Vizada is a worldwide satellite communications service provider which operates earth ground stations that connect satellite communications to terrestrial telecommunications and IP networks. Vizada provides both mobile and fixed satellite telecommunications to a wide array of markets including merchant shipping, defense and government, fishing and yachting, oil and gas, mining, and non-governmental organizations. The product offering covers maritime, land, and aeronautical services. In 2011, the Vizada Group was acquired by EADS, to be integrated as a subsidiary of Astrium.

History 
Vizada has a long history which includes the acquisitions and reorganizations of several leading global telecommunications entities including France Telecom and Telenor, as well as vertically-specialized companies such as Sait Communications and TDCom.

1940s: The company was involved in maritime communications from World War II, when it began operating a network of radio communications in Europe.

1970s: Originally part of Norwegian operator Telenor, Vizada became the first to use satellites for domestic use.

1976: Eik Teleport, situated on the southwest coast of Norway, was established to provide communications to oil platforms in the North Sea.

1979: Creation of the International Maritime Satellite Organisation (Inmarsat) under the auspices of United Nations and IMO with the contribution of France, Norway, and the US as founding members.

1991: The France Telecom group was the fifth largest shareholder in Inmarsat, the international maritime satellite provider. Telenor Satellite Services at Eik Teleport developed the Sealink Maritime VSAT solution to provide communications services between remote locations at sea and fleet management offices on shore.

1997: Creation of Taide Network (now Vizada Networks) in Holmestrand, Norway, from an academic project initiated at universities in Oslo, Norway, and Vilnius, Lithuania in the early 1990s. VSAT services operations were established in the Netherlands, the Czech Republic, Slovakia, Poland, and Austria.

1999: Satellite services were split from Telenor core business into independent operating units: Telenor Satellite Services (maritime Inmarsat and fixed satellite services) and Telenor Satellite Network (VSAT networks). They would later form one single company.

2001–2002: France Telecom Mobile Satellite Communications acquired DT Mobile Satellite (Germany), Glocall (Netherlands), and TDcom (France).

2002: Telenor Satellite Services acquired Comsat Mobile Communications (USA) and Sait Communications, a leading maritime communications service provider which was renamed Marlink.

2007: Apax Partners acquired FTMSC and Telenor Satellite Services and formed Vizada.

2010: Vizada, through its subsidiary Marlink, received the Inmarsat 2010 partner award recognizing Vizada as a solutions innovator for the merchant shipping market.

2011: EADS acquired all assets of the Vizada Group for approximately US$1 billion for its Astrium Services business unit. The acquisition was concluded in December 2011.

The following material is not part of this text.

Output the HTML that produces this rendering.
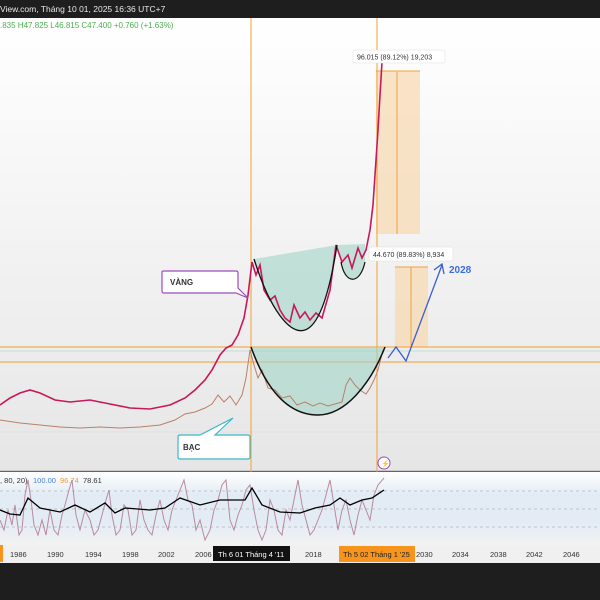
<!DOCTYPE html><html><head><style>
body{margin:0;width:600px;height:600px;overflow:hidden;background:#1e1e1e;font-family:"Liberation Sans",sans-serif}
</style></head><body>
<svg width="600" height="600" xmlns="http://www.w3.org/2000/svg" style="position:absolute;left:0;top:0">
<defs><linearGradient id="bg" x1="0" y1="0" x2="0" y2="1"><stop offset="0" stop-color="#ffffff"/><stop offset="1" stop-color="#e6e6e6"/></linearGradient>
<linearGradient id="ib" x1="0" y1="0" x2="0" y2="1"><stop offset="0" stop-color="#ffffff"/><stop offset="0.3" stop-color="#e3ecf5"/><stop offset="0.7" stop-color="#e3ecf5"/><stop offset="1" stop-color="#f2f2f2"/></linearGradient></defs>
<rect x="0" y="0" width="600" height="18" fill="#1e1e1e"/>
<text x="0" y="12" font-size="8.5" fill="#e8e8e8">View.com, Tháng 10 01, 2025 16:36 UTC+7</text>
<rect x="0" y="18" width="600" height="453" fill="url(#bg)"/>
<text x="0" y="28" font-size="8" fill="#4caf50">.835  H47.825  L46.815  C47.400  +0.760 (+1.63%)</text>
<line x1="0" y1="432" x2="600" y2="432" stroke="#d8d8d8" stroke-width="0.6"/>
<rect x="376" y="71" width="44" height="163" fill="#f7d9b0" opacity="0.7"/>
<line x1="397" y1="72" x2="397" y2="234" stroke="#f0a040" stroke-width="1"/>
<line x1="376" y1="71" x2="420" y2="71" stroke="#f0a040"/>
<rect x="395" y="267" width="33" height="80" fill="#f7d9b0" opacity="0.7"/>
<line x1="411" y1="267" x2="411" y2="347" stroke="#f0a040"/>
<line x1="395" y1="267" x2="428" y2="267" stroke="#f0a040"/>
<line x1="251" y1="18" x2="251" y2="563" stroke="#f5a030" stroke-width="1"/>
<line x1="377" y1="18" x2="377" y2="563" stroke="#f5a030" stroke-width="1"/>
<line x1="0" y1="347" x2="600" y2="347" stroke="#f5a030" stroke-width="1"/>
<line x1="0" y1="351" x2="600" y2="351" stroke="#9cd0c0" stroke-width="0.6"/>
<line x1="0" y1="362" x2="600" y2="362" stroke="#f5a030" stroke-width="1"/>
<!-- teal fills -->
<path d="M254 259 L337 245 C330 290 320 325 305 330 C290 335 270 310 254 259 Z" fill="#9fd4c6" opacity="0.6"/>
<path d="M337 245 L365 244 L365 262 C360 285 345 285 341 262 Z" fill="#9fd4c6" opacity="0.6"/>
<path d="M251 347 L385 347 C370 385 345 415 318 415 C295 415 270 400 251 347 Z" fill="#9fd4c6" opacity="0.6"/>
<!-- silver -->
<path d="M0 420 L20 423 L40 425 L60 427 L80 428 L100 427 L120 428 L140 427 L160 425 L175 420 L185 414 L195 412 L205 408 L212 404 L218 395 L224 402 L230 396 L236 405 L242 395 L246 378 L250 350 L254 365 L258 378 L262 370 L268 388 L275 390 L282 398 L290 396 L297 405 L305 402 L313 406 L320 403 L328 406 L335 404 L342 402 L346 385 L350 378 L355 385 L360 390 L366 394 L370 388 L374 380 L378 370 L383 350" fill="none" stroke="#b9806a" stroke-width="1"/>
<!-- gold -->
<path d="M0 405 L10 398 L20 393 L30 390 L40 393 L55 400 L70 402 L90 400 L110 404 L130 408 L150 409 L170 405 L185 398 L195 390 L205 380 L212 370 L220 355 L226 348 L232 345 L238 335 L244 318 L248 295 L252 262 L256 275 L260 265 L264 290 L270 300 L275 296 L280 310 L285 318 L290 322 L294 305 L300 318 L305 312 L310 320 L316 313 L322 318 L330 290 L336 245 L342 262 L348 255 L352 268 L358 248 L362 258 L366 250 L370 230 L373 205 L376 160 L378 130 L380 95 L382 62" fill="none" stroke="#c8185a" stroke-width="1.6"/>
<!-- black arcs -->
<path d="M254 259 C270 310 290 335 305 330 C320 325 330 290 337 245" fill="none" stroke="#111" stroke-width="1.3"/>
<path d="M341 262 C345 285 360 285 365 262" fill="none" stroke="#111" stroke-width="1.2"/>
<path d="M251 347 C270 400 295 415 318 415 C345 415 370 385 385 347" fill="none" stroke="#111" stroke-width="1.5"/>
<path d="M388 358 L396 347 L406 361 L442 265 M434 270 L442 264 L444 274" fill="none" stroke="#3a5fd0" stroke-width="1.3"/>
<text x="449" y="273" font-size="10" font-weight="bold" fill="#3a6fd8">2028</text>
<rect x="353" y="50" width="92" height="13" rx="2" fill="#fff" stroke="#ddd" stroke-width="0.5"/>
<text x="357" y="59.5" font-size="7" fill="#333">96.015 (89.12%) 19,203</text>
<rect x="369" y="247" width="84" height="14" rx="2" fill="#fff" stroke="#ddd" stroke-width="0.5"/>
<text x="373" y="257" font-size="7" fill="#333">44.670 (89.83%) 8,934</text>
<path d="M162 272 Q162 271 164 271 L236 271 Q238 271 238 273 L238 288 L248 298 L236 293 L164 293 Q162 293 162 291 Z" fill="#fff" stroke="#9b4dbb" stroke-width="1.2"/>
<text x="170" y="285" font-size="8" font-weight="bold" fill="#333">VÀNG</text>
<path d="M178 437 L178 457 Q178 459 180 459 L248 459 Q250 459 250 457 L250 437 Q250 435 248 435 L215 435 L233 418 L200 435 L180 435 Q178 435 178 437 Z" fill="#fff" stroke="#3cb8c8" stroke-width="1.2"/>
<text x="183" y="450" font-size="8" font-weight="bold" fill="#333">BẠC</text>
<circle cx="384" cy="463" r="6" fill="#fff" stroke="#9b4dbb"/>
<text x="381" y="466" font-size="7" fill="#9b4dbb">⚡</text>
<line x1="0" y1="471" x2="600" y2="471" stroke="#aaa" stroke-width="1"/>
<rect x="0" y="472" width="600" height="73" fill="url(#ib)"/>
<line x1="0" y1="491" x2="600" y2="491" stroke="#999" stroke-dasharray="3,3" stroke-width="0.6"/>
<line x1="0" y1="509" x2="600" y2="509" stroke="#999" stroke-dasharray="3,3" stroke-width="0.6"/>
<line x1="0" y1="527" x2="600" y2="527" stroke="#999" stroke-dasharray="3,3" stroke-width="0.6"/>
<text x="0" y="483" font-size="7.5" fill="#333">, 80, 20)</text><text x="33" y="483" font-size="7.5" fill="#4a7fd8">100.00</text><text x="60" y="483" font-size="7.5" fill="#f0a030">96.74</text><text x="83" y="483" font-size="7.5" fill="#333">78.61</text>
<path d="M0 520 L4 530 L8 510 L12 525 L15 505 L19 535 L22 530 L25 495 L28 480 L31 500 L34 525 L38 535 L42 520 L46 535 L50 510 L54 530 L58 535 L62 515 L65 505 L69 490 L72 480 L76 515 L80 530 L85 510 L90 520 L94 535 L98 530 L102 515 L106 500 L109 490 L112 515 L116 535 L120 530 L124 505 L128 510 L132 535 L136 530 L140 500 L144 520 L148 530 L152 535 L156 515 L160 500 L164 520 L168 530 L172 510 L176 500 L180 490 L184 480 L188 500 L192 505 L196 530 L200 520 L205 540 L210 530 L214 510 L218 500 L222 485 L226 480 L230 520 L234 530 L238 515 L242 505 L246 490 L250 485 L254 510 L258 530 L262 540 L266 530 L270 500 L274 510 L278 530 L282 535 L286 510 L290 520 L294 500 L298 480 L302 505 L306 520 L310 535 L314 530 L318 520 L322 510 L326 495 L330 480 L334 505 L338 530 L342 510 L346 500 L350 520 L354 535 L358 515 L362 500 L366 510 L370 520 L374 495 L378 485 L384 478" fill="none" stroke="#b88aa0" stroke-width="1"/>
<path d="M0 510 L10 514 L20 515 L28 498 L40 508 L60 512 L75 505 L90 512 L105 503 L115 513 L125 508 L150 510 L165 508 L180 498 L200 505 L220 500 L235 500 L245 500 L252 488 L262 505 L280 512 L300 513 L315 508 L330 505 L340 498 L350 505 L362 500 L372 498 L384 490" fill="none" stroke="#000" stroke-width="1.3"/>
<rect x="0" y="545" width="600" height="18" fill="#f0f0f0"/>
<rect x="0" y="545" width="3" height="17" fill="#f7941d"/>
<g font-size="7.5" fill="#333">
<text x="10" y="557">1986</text><text x="47" y="557">1990</text><text x="85" y="557">1994</text><text x="122" y="557">1998</text><text x="158" y="557">2002</text><text x="195" y="557">2006</text><text x="305" y="557">2018</text><text x="416" y="557">2030</text><text x="452" y="557">2034</text><text x="490" y="557">2038</text><text x="526" y="557">2042</text><text x="563" y="557">2046</text></g>
<rect x="213" y="546" width="77" height="15" fill="#111"/>
<text x="218" y="557" font-size="7.5" fill="#fff">Th 6 01 Tháng 4 '11</text>
<rect x="339" y="546" width="76" height="16" fill="#f7941d"/>
<text x="343" y="557" font-size="7.5" fill="#222">Th 5 02 Tháng 1 '25</text>
</svg>
</body></html>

2015: Airbus DS decided to sell its Satcom division.

Vizada Group 
Vizada Group operates offices and satellite gateways worldwide. It has three main subsidiaries: Vizada, which markets global mobile and fixed satellite communications, Vizada Networks, which specializes in fixed satellite and hybrid network solutions, and Marlink, which focuses on maritime satellite communication.

Vizada 
Vizada is an independent provider of global satellite-based mobility services. The company, which was formed by the merger of Telenor Satellite Services and France Telecom Mobile Satellite Communications, offers mobile and fixed connectivity services from multiple satellite network operators through a network of 400 service provider partners.

These services are packaged with Vizada Solutions, marketed as adding business value to basic connectivity, and delivered through Vizada's global teleport network – five state-of-the-art satellite facilities strategically positioned around the world.
Vizada works with a broad range of network providers in the industry, including: Inmarsat, Iridium, Thuraya, Eutelsat, Intelsat, Loral, SES World Skies, and SES Americom.

Vizada Networks 
Vizada Networks ( Networks), provides international and regional broadband fixed satellite services, international telephony and hybrid network solutions. Vizada Networks works with the major fixed satellite operators, such as Eutelsat, Intelsat, and SES World Skies.

Vizada Networks' main offices are located in Oslo and Holmestrand in Norway.

Marlink 
Marlink is a large maritime satellite communications provider equipping vessels with mobile-satellite services and VSAT services.

Products

Sea 
For more than 25 years, Vizada has provided maritime communication products based on Inmarsat and Iridium technologies. Vizada also developed its own satellite communication solution based on VSAT technology called Pharostar. Vizada's products provide broadband data and voice communications onboard seabound vessels.

Land 
Vizada provides land satellite communication products based on Inmarsat, Iridium and Thuraya technologies. Vizada also provides full broadband satellite solutions based on a customized VSAT network.

Air 
Vizada provides aero satellite communications products based on the Inmarsat Swift services. These products enable high speed and IP based communication both in cockpit and cabin for voice communication, internet browsing, fax and file sharing.

Solutions 
Vizada provides services around satellite communications such as data traffic management tools, secure communication tools, emailing services, data compression and encryption services, prepaid cards for satellite communications and fixed to satellite mobile communications.

Infrastructure

Land earth stations 

Vizada is operating five earth stations around the world that connect satellites to terrestrial networks.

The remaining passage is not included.